Selain itu, harga komoditas juga masih cukup tinggi, sehingga kapasitas ekspor Indonesia masih besar. Alhasil, penerimaan negara pun tetap terjaga.
?Pada 2009 diguyur uang, ada capital flight ke negara emerging. Perekonomian baik, komoditas booming,? kata Bambang dalam seminar bertajuk ?Strategi Mewujudkan Arsitektur Sistem Keuangan dan Perbankan Nasional yang Tangguh? di Jakarta, Rabu (13/5).
Kondisi pada enam tahun lalu itu berbeda dengan sekarang. Perekonomian AS tengah dalam tren pemulihan setelah terkena krisis. Sementara ekonomi negara-negara kawasan Eropa dan Jepang justru dalam kondisi yang sebaliknya.
Kebijakan di antara keduanya pun terkesan saling bertentangan yang berdampak negatif terhadap negara-negara dengan pasar yang baru berkembang (emerging market). Meskipun ada stimulus fiskal dari Eropa dan Jepang, dana tersebut tidak mengucur ke emerging market, melainkan ke AS. Alhasil, dolar AS mengalami penguatan terhadap mata uang dunia.

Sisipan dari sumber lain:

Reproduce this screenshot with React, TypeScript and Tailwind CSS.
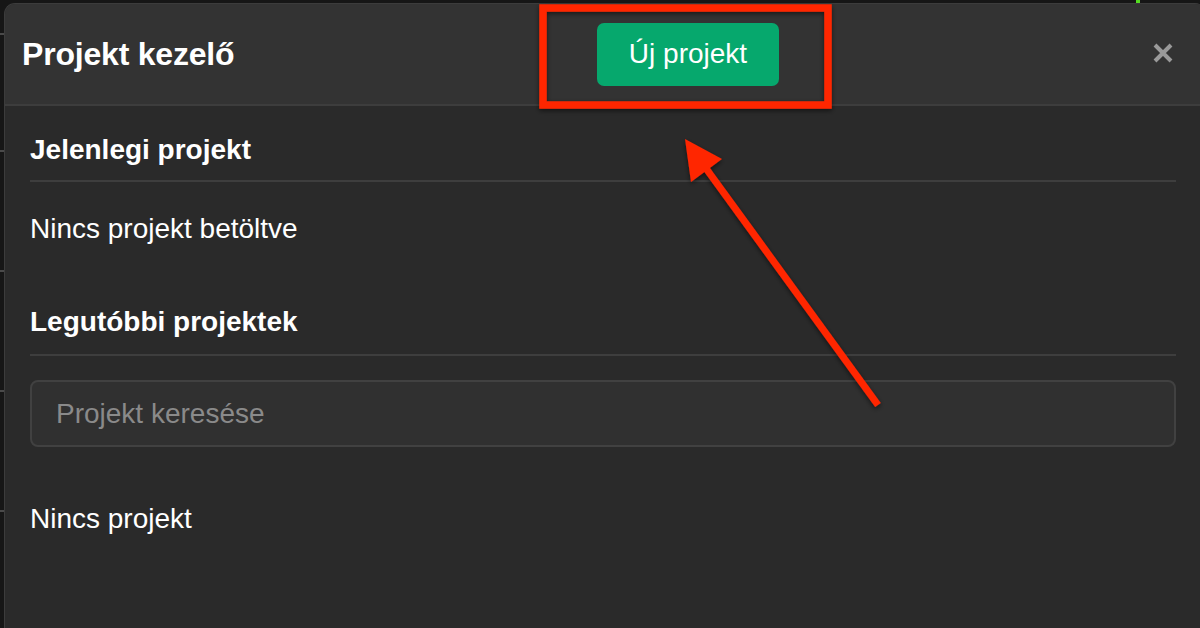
import React from "react";

const font = { fontFamily: '"Liberation Sans", Arial, Helvetica, sans-serif' };

export default function App() {
  return (
    <div
      className="relative w-[1200px] h-[628px] overflow-hidden bg-[#161616] flex"
      style={font}
    >
      {/* left strip of underlying app */}
      <div className="w-[4px] shrink-0 flex flex-col">
        <div className="h-[33px]" />
        <div className="h-[2px] bg-[#4a4a4a]" />
        <div className="h-[115px]" />
        <div className="h-[2px] bg-[#4a4a4a]" />
        <div className="h-[118px]" />
        <div className="h-[2px] bg-[#4a4a4a]" />
        <div className="h-[118px]" />
        <div className="h-[2px] bg-[#4a4a4a]" />
        <div className="h-[118px]" />
        <div className="h-[2px] bg-[#4a4a4a]" />
      </div>

      {/* modal */}
      <div className="mt-[3px] flex-1 mr-[-6px] flex flex-col rounded-t-[11px] border-l border-t border-[#3c3c3c] bg-[#2a2a2a] overflow-hidden">
        <div className="h-[102px] shrink-0 bg-[#333333] border-b-2 border-[#3d3d3d] flex items-center pl-[17px] pr-[32px]">
          <div className="flex-1 text-white font-bold text-[32px] leading-[32px] tracking-[-0.2px]">
            Projekt kezelő
          </div>
          <button className="w-[182px] h-[63px] rounded-[7px] bg-[#06a86d] text-white text-[28px] leading-[32px] mr-[373px]">
            Új projekt
          </button>
          <svg width="22" height="22" viewBox="0 0 22 22" className="mt-[-2px]">
            <path d="M3 3 L19 19 M19 3 L3 19" stroke="#9a9a9a" strokeWidth="4" strokeLinecap="butt" />
          </svg>
        </div>

        <div className="flex-1 pl-[25px] pr-[30px] pt-[28px] flex flex-col">
          <div className="text-white font-bold text-[28px] leading-[32px]">Jelenlegi projekt</div>
          <div className="mt-[14px] h-[2px] bg-[#3e3e3e]" />
          <div className="mt-[31px] text-white text-[28px] leading-[32px]">Nincs projekt betöltve</div>
          <div className="mt-[61px] text-white font-bold text-[28px] leading-[32px]">Legutóbbi projektek</div>
          <div className="mt-[16px] h-[2px] bg-[#3e3e3e]" />
          <div className="mt-[24px] h-[67px] rounded-[8px] border-2 border-[#414141] bg-[#303030] flex items-center pl-[24px]">
            <span className="text-[#8a8a8a] text-[28px] leading-[32px]">Projekt keresése</span>
          </div>
          <div className="mt-[56px] text-white text-[28px] leading-[32px]">Nincs projekt</div>
        </div>
      </div>

      {/* green dot of underlying app */}
      <div className="absolute left-[1136px] top-0 w-[4px] h-[3px] bg-[#55dd22]" />

      {/* annotation overlay */}
      <svg
        className="absolute left-0 top-0 pointer-events-none"
        width="1200"
        height="628"
        viewBox="0 0 1200 628"
      >
        <defs>
          <filter id="sh" x="-20%" y="-20%" width="140%" height="140%">
            <feDropShadow dx="0" dy="2" stdDeviation="2.5" floodColor="#000" floodOpacity="0.55" />
          </filter>
        </defs>
        <g filter="url(#sh)">
          <rect x="543" y="8" width="285" height="97" fill="none" stroke="#ff2600" strokeWidth="7.5" />
          <line x1="878" y1="405" x2="705" y2="167" stroke="#ff2600" strokeWidth="7" />
          <polygon points="685,139 722,159 691,182" fill="#ff2600" />
        </g>
      </svg>
    </div>
  );
}
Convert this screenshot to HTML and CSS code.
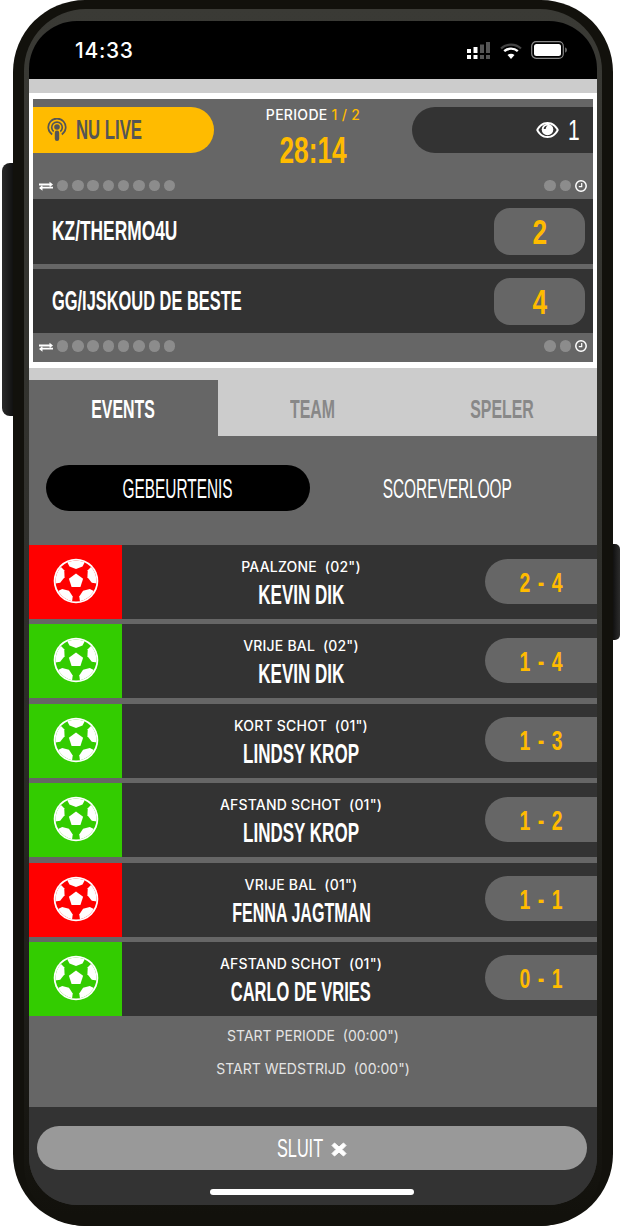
FILE: index.html
```html
<!DOCTYPE html>
<html lang="nl">
<head>
<meta charset="utf-8">
<title>Wedstrijd</title>
<link rel="stylesheet" href="styles.css">
</head>
<body>
<svg class="defs" width="0" height="0" aria-hidden="true">
  <defs>
    <clipPath id="ballclip"><circle cx="0" cy="0" r="20.5"/></clipPath>
    <symbol id="ball" viewBox="-23 -23 46 46">
      <circle r="22.300" fill="#fff"/>
      <circle r="20.500" fill="currentColor"/>
      <polygon points="0,-7.500 7.100,-2.300 4.400,6.100 -4.400,6.100 -7.100,-2.300" fill="#fff"/>
      <g clip-path="url(#ballclip)" fill="#fff">
        <polygon points="-11,-23 11,-23 6.500,-14.500 0,-12 -6.500,-14.500"/>
        <polygon points="-11,-23 11,-23 6.500,-14.500 0,-12 -6.500,-14.500" transform="rotate(72)"/>
        <polygon points="-11,-23 11,-23 6.500,-14.500 0,-12 -6.500,-14.500" transform="rotate(144)"/>
        <polygon points="-11,-23 11,-23 6.500,-14.500 0,-12 -6.500,-14.500" transform="rotate(216)"/>
        <polygon points="-11,-23 11,-23 6.500,-14.500 0,-12 -6.500,-14.500" transform="rotate(288)"/>
      </g>
    </symbol>
    <symbol id="swap" viewBox="0 0 14 10">
      <path d="M0 2.600h10.500V.8L14 3.500 10.500 6.200V4.400H0zM14 5.800H3.500V4L0 7 3.500 9.800V7.600H14z" fill="#fff"/>
    </symbol>
    <symbol id="clock" viewBox="0 0 12 12">
      <circle cx="6" cy="6" r="5.200" fill="none" stroke="#fff" stroke-width="1.500"/>
      <path d="M6.700 3v3.700H3.800" fill="none" stroke="#fff" stroke-width="1.200"/>
    </symbol>
  </defs>
</svg>

<div class="device">
  <div class="side side-left"></div>
  <div class="phone">
    <div class="ring">
      <div class="screen">
        <header class="status">
          <span class="time">14:33</span>
          <div class="status-icons">
            <svg class="signal" width="24" height="17" viewBox="0 0 24 17">
              <g fill="#fff">
                <rect x="0" y="7" width="4" height="4"/><rect x="6.500" y="5" width="4" height="6"/>
                <rect x="0" y="13" width="4" height="4"/><rect x="6.500" y="13" width="4" height="4"/>
              </g>
              <g fill="#555">
                <rect x="13" y="2.500" width="4" height="8.500"/><rect x="19" y="0" width="4" height="11"/>
                <rect x="13" y="13" width="4" height="4"/><rect x="19" y="13" width="4" height="4"/>
              </g>
            </svg>
            <svg class="wifi" width="22" height="17" viewBox="0 0 22 17">
              <path d="M1 6.500C6.500 1.200 15.500 1.200 21 6.500" fill="none" stroke="#444" stroke-width="2.200"/>
              <path d="M4.200 9.200C8 5.800 14 5.800 17.800 9.200" fill="none" stroke="#fff" stroke-width="2.400"/>
              <path d="M11 17 7.500 13C9.500 11.300 12.500 11.300 14.500 13z" fill="#fff"/>
            </svg>
            <svg class="battery" width="37" height="18" viewBox="0 0 37 18">
              <rect x=".7" y=".7" width="31.600" height="16.600" rx="4.500" fill="none" stroke="#888" stroke-width="1.200"/>
              <rect x="3" y="3" width="27" height="12" rx="2.500" fill="#fff"/>
              <path d="M34 6.500c1.500.3 2 1.300 2 2.500s-.5 2.200-2 2.500z" fill="#666"/>
            </svg>
          </div>
        </header>

        <div class="strip strip-top"></div>
        <div class="board-frame">
          <section class="board">
            <div class="board-head">
              <div class="live">
                <svg class="podcast" width="20" height="24" viewBox="0 0 20 24">
                  <path d="M5.200 16.500A8.700 8.700 0 1 1 14.800 16.500" fill="none" stroke="#555" stroke-width="1.700"/>
                  <path d="M6.700 13.500A5.300 5.300 0 1 1 13.300 13.500" fill="none" stroke="#555" stroke-width="1.700"/>
                  <circle cx="10" cy="9" r="2.800" fill="#555"/>
                  <rect x="7.800" y="12.500" width="4.400" height="10.500" rx="2.200" fill="#555"/>
                </svg>
                <span class="live-text">NU LIVE</span>
              </div>
              <div class="clockbox">
                <div class="period">PERIODE <em>1 / 2</em></div>
                <div class="gametime"><span>28:14</span></div>
              </div>
              <div class="viewers">
                <svg class="eye" width="23" height="18" viewBox="0 0 23 18">
                  <path d="M11.500 1C6.300 1 2.300 4.400 .2 9c2.100 4.600 6.100 8 11.300 8s9.200-3.400 11.300-8C20.700 4.400 16.700 1 11.500 1z" fill="#fff"/>
                  <path d="M11.500 2.900C7.400 2.900 4.300 5.400 2.400 9c1.900 3.600 5 6.100 9.100 6.100s7.200-2.500 9.100-6.100C18.700 5.400 15.600 2.900 11.500 2.900z" fill="#333"/>
                  <circle cx="11.500" cy="8.500" r="5.800" fill="#fff"/>
                  <path d="M7.600 7.400c.6-1.900 2.300-3 4.200-2.900-1.300.7-2 1.900-2.100 3.500-.8.300-1.700 0-2.100-.6z" fill="#333"/>
                </svg>
                <span class="viewer-count">1</span>
              </div>
            </div>
            <div class="markers markers-top">
              <div class="marker-group">
                <svg class="swap"><use href="#swap"/></svg>
                <i></i><i></i><i></i><i></i><i></i><i></i><i></i><i></i>
              </div>
              <div class="marker-group">
                <i></i><i></i>
                <svg class="clock"><use href="#clock"/></svg>
              </div>
            </div>
            <div class="team team-a">
              <span class="team-name">KZ/THERMO4U</span>
              <span class="team-score"><span>2</span></span>
            </div>
            <div class="team">
              <span class="team-name team-name-long">GG/IJSKOUD DE BESTE</span>
              <span class="team-score"><span>4</span></span>
            </div>
            <div class="markers markers-bottom">
              <div class="marker-group">
                <svg class="swap"><use href="#swap"/></svg>
                <i></i><i></i><i></i><i></i><i></i><i></i><i></i><i></i>
              </div>
              <div class="marker-group">
                <i></i><i></i>
                <svg class="clock"><use href="#clock"/></svg>
              </div>
            </div>
          </section>
        </div>
        <div class="strip strip-mid"></div>

        <nav class="tabs">
          <div class="tab tab-on"><span>EVENTS</span></div>
          <div class="tab"><span>TEAM</span></div>
          <div class="tab"><span>SPELER</span></div>
        </nav>

        <main class="content">
          <div class="subtabs">
            <div class="subtab subtab-on"><span>GEBEURTENIS</span></div>
            <div class="subtab"><span>SCOREVERLOOP</span></div>
          </div>
          <ul class="events">
            <li class="event">
              <div class="event-icon red"><svg class="ball"><use href="#ball"/></svg></div>
              <div class="event-text"><div class="event-label">PAALZONE &nbsp;(02")</div><div class="event-name"><span>KEVIN DIK</span></div></div>
              <div class="event-score"><span>2 - 4</span></div>
            </li>
            <li class="event">
              <div class="event-icon green"><svg class="ball"><use href="#ball"/></svg></div>
              <div class="event-text"><div class="event-label">VRIJE BAL &nbsp;(02")</div><div class="event-name"><span>KEVIN DIK</span></div></div>
              <div class="event-score"><span>1 - 4</span></div>
            </li>
            <li class="event">
              <div class="event-icon green"><svg class="ball"><use href="#ball"/></svg></div>
              <div class="event-text"><div class="event-label">KORT SCHOT &nbsp;(01")</div><div class="event-name"><span>LINDSY KROP</span></div></div>
              <div class="event-score"><span>1 - 3</span></div>
            </li>
            <li class="event">
              <div class="event-icon green"><svg class="ball"><use href="#ball"/></svg></div>
              <div class="event-text"><div class="event-label">AFSTAND SCHOT &nbsp;(01")</div><div class="event-name"><span>LINDSY KROP</span></div></div>
              <div class="event-score"><span>1 - 2</span></div>
            </li>
            <li class="event">
              <div class="event-icon red"><svg class="ball"><use href="#ball"/></svg></div>
              <div class="event-text"><div class="event-label">VRIJE BAL &nbsp;(01")</div><div class="event-name"><span class="fit-narrow">FENNA JAGTMAN</span></div></div>
              <div class="event-score"><span>1 - 1</span></div>
            </li>
            <li class="event">
              <div class="event-icon green"><svg class="ball"><use href="#ball"/></svg></div>
              <div class="event-text"><div class="event-label">AFSTAND SCHOT &nbsp;(01")</div><div class="event-name"><span class="fit-slim">CARLO DE VRIES</span></div></div>
              <div class="event-score"><span>0 - 1</span></div>
            </li>
          </ul>
          <div class="notes">
            <div class="note">START PERIODE &nbsp;(00:00")</div>
            <div class="note">START WEDSTRIJD &nbsp;(00:00")</div>
          </div>
        </main>

        <footer class="foot">
          <div class="close"><span class="close-text">SLUIT</span> <svg class="x" width="16" height="15" viewBox="0 0 16 15"><path d="M1 3.500 3.500 1 8 5 12.500 1 15 3.500 11 7.500 15 11.500 12.500 14 8 10 3.500 14 1 11.500 5 7.500z" fill="#fff" stroke="#fff" stroke-width="1" stroke-linejoin="round"/></svg></div>
          <div class="home"></div>
        </footer>
      </div>
    </div>
  </div>
  <div class="side side-right"></div>
</div>
</body>
</html>
```

FILE: styles.css
```css
* { box-sizing: border-box; }
html, body { margin: 0; padding: 0; background: #fff; }
body { width: 621px; height: 1227px; overflow: hidden; font-family: "Liberation Sans", sans-serif; }
.defs { position: absolute; }

.device { display: flex; align-items: flex-start; padding-left: 2px; }
.side { background: linear-gradient(90deg, #2a2a2a, #1c1c1c 60%, #111); flex: none; }
.side-left { width: 11px; height: 253px; margin-top: 163px; border-radius: 8px 0 0 8px; }
.side-right { width: 7px; height: 96px; margin-top: 544px; border-radius: 0 5px 5px 0; background: linear-gradient(90deg, #111, #2c2c2c); }

.phone { flex: none; width: 600px; height: 1226px; background: #12110c; border-radius: 72px; padding: 9px 11px 0; }
.ring { height: 1217px; border-radius: 62px; padding: 12px 5px 0; background: linear-gradient(180deg, #3a3a35 0, #2c2c28 60%, #12110c 99%); }
.screen { width: 568px; height: 1184px; border-radius: 48px; overflow: hidden; background: #333; display: flex; flex-direction: column; }

.status { flex: none; height: 58px; background: #000; display: flex; justify-content: space-between; align-items: flex-start; padding: 17px 29px 0 46px; }
.time { color: #fff; font: 500 21px/26px "Inter", sans-serif; letter-spacing: .7px; }
.status-icons { display: flex; align-items: center; gap: 9px; padding-top: 3px; }
.status-icons svg { display: block; }

.strip { flex: none; background: #ccc; }
.strip-top { height: 14px; }
.strip-mid { height: 12px; }
.board-frame { flex: none; background: #fff; padding: 6px 4px 6px 4px; }
.board { height: 263px; background: #666; }
.board-head { display: flex; justify-content: space-between; padding-top: 8px; height: 54px; }
.live { width: 181px; height: 46px; background: #ffbb00; border-radius: 0 23px 23px 0; display: flex; align-items: center; gap: 9px; padding-left: 14px; color: #555; }
.live-text { display: inline-block; font: 700 27px/48px "Liberation Sans", sans-serif; white-space: nowrap; transform: scaleX(.62); transform-origin: left center; }
.podcast { display: block; flex: none; }
.clockbox { text-align: center; width: 190px; }
.period { color: #fff; font: 500 14px/16px "Inter", sans-serif; letter-spacing: .3px; }
.period em { font-style: normal; color: #ffbb00; }
.gametime { color: #ffbb00; font: 700 36px/40px "Liberation Sans", sans-serif; margin-top: 8px; }
.gametime span { display: inline-block; transform: scaleX(.73); }
.viewers { width: 181px; height: 46px; background: #333; border-radius: 23px 0 0 23px; display: flex; align-items: center; justify-content: flex-end; gap: 4px; padding-right: 13px; color: #fff; }
.viewer-count { display: inline-block; font: 400 30px/46px "Liberation Sans", sans-serif; transform: scaleX(.7); transform-origin: right center; }

.markers { display: flex; justify-content: space-between; align-items: center; padding: 0 6px; }
.markers-top { height: 46px; padding-top: 19px; }
.markers-bottom { height: 26px; }
.marker-group { display: flex; align-items: center; gap: 3.800px; }
.marker-group i { width: 11.500px; height: 11.500px; border-radius: 50%; background: #8c8c8c; display: block; }
.swap { width: 14px; height: 10px; display: block; margin-top: 1px; }
.clock { width: 12px; height: 12px; display: block; }

.team { height: 64px; background: #333; display: flex; align-items: center; justify-content: space-between; padding: 0 8px 0 19px; }
.team-a { height: 65px; margin-bottom: 5px; }
.team-name { display: inline-block; margin-top: -1px; color: #fff; font: 700 28px/32px "Liberation Sans", sans-serif; white-space: nowrap; transform: scaleX(.62); transform-origin: left center; }
.team-name-long { transform: scaleX(.586); }
.team-score { width: 91px; height: 47px; background: #666; border-radius: 16px; color: #ffbb00; text-align: center; font: 700 35px/47px "Liberation Sans", sans-serif; }
.team-score span { display: inline-block; transform: scaleX(.75); }

.tabs { flex: none; display: grid; grid-template-columns: 189px 189px 190px; height: 56px; background: #ccc; }
.tab { text-align: center; color: #888; font: 700 26.500px/59px "Liberation Sans", sans-serif; }
.tab span { display: inline-block; transform: scaleX(.6); }
.tab-on { background: #666; color: #fff; }

.content { flex: none; height: 671px; background: #666; padding-top: 29px; }
.subtabs { display: flex; padding: 0 12px 0 17px; margin-bottom: 34px; }
.subtab { width: 275px; height: 46px; color: #fff; text-align: center; font: 400 27px/49px "Liberation Sans", sans-serif; white-space: nowrap; }
.subtab span { display: inline-block; transform: scaleX(.57); }
.subtab-on { width: 264px; background: #000; border-radius: 23px; }

.events { list-style: none; margin: 0; padding: 0; display: flex; flex-direction: column; gap: 5.400px; }
.event { height: 74px; background: #333; display: grid; grid-template-columns: 93px 1fr 112px; align-items: center; }
.event-icon { height: 74px; padding-bottom: 2px; display: flex; align-items: center; justify-content: center; }
.red { background: #ff0000; color: #ff0000; }
.green { background: #33cc00; color: #33cc00; }
.ball { width: 46px; height: 46px; display: block; }
.event-text { text-align: center; padding-right: 5px; margin-top: 5px; }
.event-label { color: #fff; font: 500 14px/16px "Inter", sans-serif; letter-spacing: .2px; }
.event-name { color: #fff; font: 700 27px/30px "Liberation Sans", sans-serif; margin-top: 5px; white-space: nowrap; }
.event-name span { display: inline-block; transform: scaleX(.63); }
.event-name .fit-narrow { transform: scaleX(.595); }
.event-name .fit-slim { transform: scaleX(.61); }
.event-score { height: 45px; margin-bottom: 2px; background: #666; border-radius: 22.500px 0 0 22.500px; color: #ffbb00; text-align: center; font: 700 27px/48px "Liberation Sans", sans-serif; word-spacing: 3px; }
.event-score span { display: inline-block; transform: scaleX(.72); }

.notes { padding-top: 3px; }
.note { color: #e4e4e4; text-align: center; font: 400 14px/33px "Inter", sans-serif; }

.foot { flex: 1; background: #333; padding: 19px 10px 0 8px; display: flex; flex-direction: column; align-items: center; }
.close { width: 550px; height: 44px; border-radius: 22px; background: #999; color: #fff; display: flex; align-items: center; justify-content: center; gap: 7px; }
.close-text { display: inline-block; font: 400 25px/47px "Liberation Sans", sans-serif; transform: scaleX(.65); transform-origin: left center; margin-right: -24px; }
.x { display: block; margin-top: 2px; }
.home { width: 204px; height: 6px; border-radius: 3px; background: #fff; margin-top: 19px; }
```
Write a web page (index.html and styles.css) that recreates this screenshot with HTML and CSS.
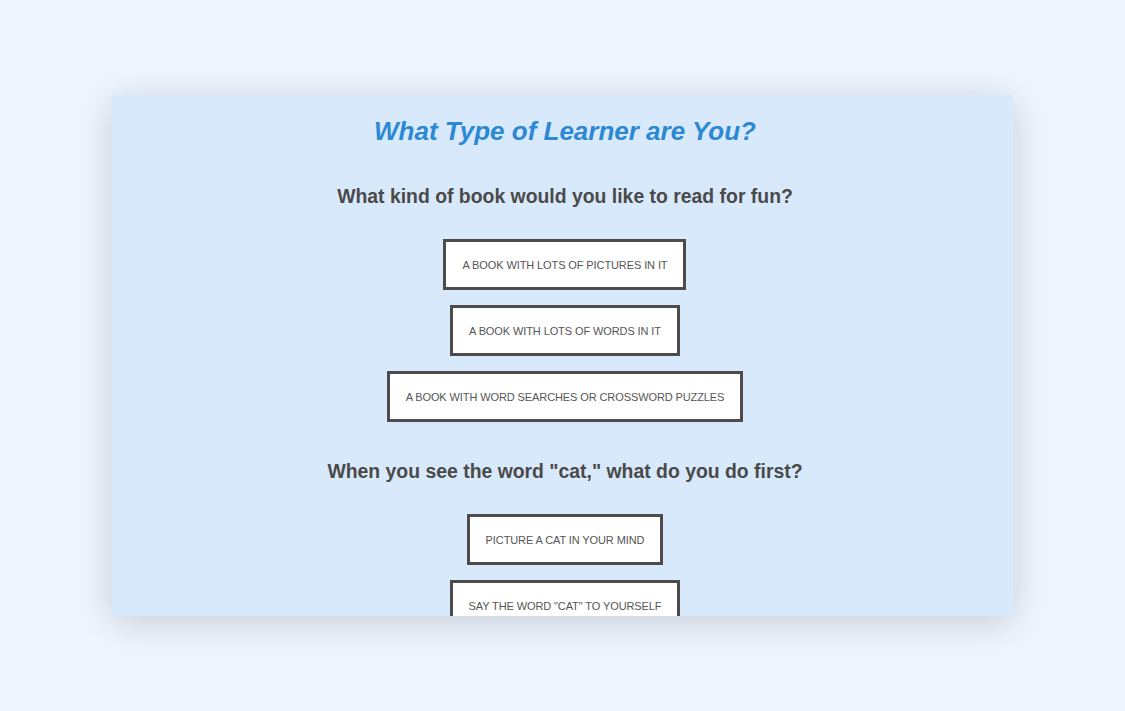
FILE: index.html
```html
<!DOCTYPE html>
<html lang="en">
<head>
<meta charset="utf-8">
<title>What Type of Learner are You?</title>
<link rel="stylesheet" href="styles.css">
</head>
<body>
<div class="stage">
  <main class="card">
    <h1 class="title">What Type of Learner are You?</h1>
    <section class="question">
      <h2 class="q-text">What kind of book would you like to read for fun?</h2>
      <div class="options">
        <button class="option">A book with lots of pictures in it</button>
        <button class="option">A book with lots of words in it</button>
        <button class="option">A book with word searches or crossword puzzles</button>
      </div>
    </section>
    <section class="question">
      <h2 class="q-text">When you see the word "cat," what do you do first?</h2>
      <div class="options">
        <button class="option">Picture a cat in your mind</button>
        <button class="option">Say the word "cat" to yourself</button>
      </div>
    </section>
  </main>
</div>
</body>
</html>
```

FILE: styles.css
```css
html, body {
  margin: 0;
  padding: 0;
}
body {
  background: #f0f6fe;
  font-family: "Liberation Sans", Arial, sans-serif;
  width: 1125px;
  height: 711px;
  overflow: hidden;
}
.stage {
  padding: 95px 0 0 112px;
}
.card {
  width: 901px;
  height: 521px;
  overflow: hidden;
  background: #d9e9fc;
  box-shadow: 0 6px 36px rgba(60, 70, 90, 0.24);
  display: flex;
  flex-direction: column;
  align-items: center;
  padding-top: 21px;
  padding-left: 5px;
  box-sizing: border-box;
}
.title {
  margin: 0;
  font-size: 26px;
  line-height: 30px;
  font-style: italic;
  font-weight: bold;
  color: #2b88d2;
}
.question {
  display: flex;
  flex-direction: column;
  align-items: center;
  margin-top: 38px;
}
.question + .question {
  margin-top: 37px;
}
.q-text {
  margin: 0;
  font-size: 19.4px;
  line-height: 24px;
  font-weight: bold;
  color: #4a4a4a;
}
.options {
  display: flex;
  flex-direction: column;
  align-items: center;
  gap: 15px;
  margin-top: 31px;
}
.option {
  height: 51px;
  padding: 0 16px;
  background: #ffffff;
  border: 3px solid #4d4b4b;
  font-family: "Liberation Sans", Arial, sans-serif;
  font-size: 11px;
  text-transform: uppercase;
  color: #555555;
  letter-spacing: -0.1px;
  cursor: pointer;
}
```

Berdasarkan data yang dihimpun Katadata, sebelum terjadi krisis ekonomi 1997-1998, yakni sebelum likuidasi 16 bank pada 1 November 1997, nilai rupiah tercatat melemah sebesar 35 persen dari Rp 2.362 per dolar AS menjadi Rp 3.615 per dolar AS. Pada akhir 1997, rupiah semakin terpuruk ke posisi Rp 5.403 atau turun 129 persen dibandingkan awal tahun.
Rupiah semakin merosot setelah Presiden Soeharto menandatangani letter of intent (LoI) dengan IMF pada 16 Januari 1998. Ketika itu rupiah berada di Rp 8.450 per dolar AS, dan puncaknya pada Juni 1998 di posisi Rp 16.650 per dolar AS.
Sementara ekonomi pada kuartal III-1997 masih mencatatkan pertumbuhan sebesar 2,45 persen, dan pada 1998 tercatat minus 13 persen. Adapun surplus neraca perdagangan pada 1998 justru naik hingga 83 persen, yakni mencapai US$ 18,4 miliar. Kenaikan surplus tersebut sejalan dengan nilai rupiah yang melemah.